I went across to the new part of Istanbul to do some exploration.  Rose and I had been here a few days prior when we were at Taksim square, however, I particularly wanted to go up the Galata tower which was originally built by the Genoese as a lighthouse in the 13th century.  It is now one of the best vantage points to view Istanbul.   There is a restaurant at the top, however the price of 6 Lira for a cup of tea really put me off (normal price is 1 Lira).

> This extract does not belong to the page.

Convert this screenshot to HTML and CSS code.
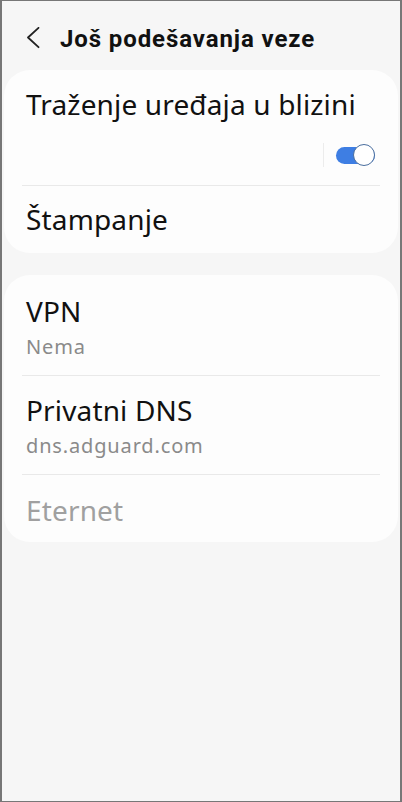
FILE: index.html
```html
<!DOCTYPE html>
<html lang="sr">
<head>
  <meta charset="utf-8">
  <title>Još podešavanja veze</title>
  <meta name="viewport" content="width=device-width, initial-scale=1.0">
  <link rel="stylesheet" href="styles.css">
</head>
<body>
  <div class="screen">
    <header class="topbar">
      <svg class="back" width="14" height="24" viewBox="0 0 14 24">
        <path d="M12.5 0.8 L2 10.5 L12.5 20.2" fill="none" stroke="#222" stroke-width="1.8" stroke-linecap="round" stroke-linejoin="round"/>
      </svg>
      <h1>Još podešavanja veze</h1>
    </header>

    <section class="card">
      <div class="item item-toggle">
        <div class="title">Traženje uređaja u blizini</div>
        <div class="toggle-row">
          <span class="vline"></span>
          <span class="switch"><span class="knob"></span></span>
        </div>
      </div>
      <div class="divider"></div>
      <div class="item item-print">
        <div class="title">Štampanje</div>
      </div>
    </section>

    <section class="card card-two">
      <div class="item">
        <div class="title">VPN</div>
        <div class="sub">Nema</div>
      </div>
      <div class="divider"></div>
      <div class="item">
        <div class="title">Privatni DNS</div>
        <div class="sub">dns.adguard.com</div>
      </div>
      <div class="divider"></div>
      <div class="item item-last">
        <div class="title disabled">Eternet</div>
      </div>
    </section>
  </div>
</body>
</html>
```

FILE: styles.css
```css
* {
  box-sizing: border-box;
}

html, body {
  margin: 0;
  height: 100%;
}

body {
  background-color: #777;
  font-family: "Noto Sans", Roboto, sans-serif;
  color: #111;
}

.screen {
  height: 800px;
  margin: 1px 2px 1px 2px;
  background-color: #f6f6f6;
  padding-top: 21px;
}

.topbar {
  display: flex;
  align-items: center;
  height: 34px;
  padding-left: 24px;
}

.back {
  display: block;
  margin-right: 20px;
}

h1 {
  margin: 0;
  font-family: Roboto, sans-serif;
  font-size: 24px;
  font-weight: 700;
  letter-spacing: 0.9px;
  line-height: 34px;
}

.card {
  background-color: #fdfdfd;
  border-radius: 26px;
  margin: 14px 2px 0 2px;
}

.card-two {
  margin-top: 22px;
  padding-top: 2px;
}

.item {
  padding: 17px 22px 15px 22px;
}

.item-toggle {
  padding-bottom: 18px;
}

.item-print {
  padding-top: 16px;
  padding-bottom: 17px;
}

.item-last {
  padding-top: 18px;
  padding-bottom: 15px;
}

.title {
  font-size: 28px;
  line-height: 34px;
  letter-spacing: 0.15px;
}

.title.disabled {
  color: #a0a0a0;
}

.sub {
  font-size: 20px;
  line-height: 26px;
  letter-spacing: 0.85px;
  color: #8a8a8a;
  margin-top: 6px;
}

.toggle-row {
  display: flex;
  justify-content: flex-end;
  align-items: center;
  height: 24px;
  margin-top: 22px;
}

.vline {
  width: 1px;
  height: 24px;
  background-color: #ececec;
  margin-right: 12px;
}

.switch {
  position: relative;
  display: block;
  width: 39px;
  height: 17px;
  border-radius: 9px;
  background-color: #3e7ee3;
  margin-right: 1px;
}

.knob {
  position: absolute;
  right: 0;
  top: -3px;
  width: 22px;
  height: 22px;
  border-radius: 50%;
  background-color: #fff;
  border: 1.5px solid #4a6e9e;
}

.divider {
  height: 1px;
  background-color: #e9e9e9;
  margin: 0 18px;
}
```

Galata District from the old Istanbul side of the Golden Horn

Galata District from the old Istanbul side of the Golden Horn

Galata Tower

Galata Tower

View of Old Istanbul from the tower

View of Old Istanbul from the tower

I took a long 6 hour boat cruise down the Bosphorus which was lovely and relaxing as I just sat and admired the scenery of the many little towns we stopped at.  The main reason for the length of the cruise was it stopped at the last stop for 3 hours forcing us all off for some lunch and to stretch or legs.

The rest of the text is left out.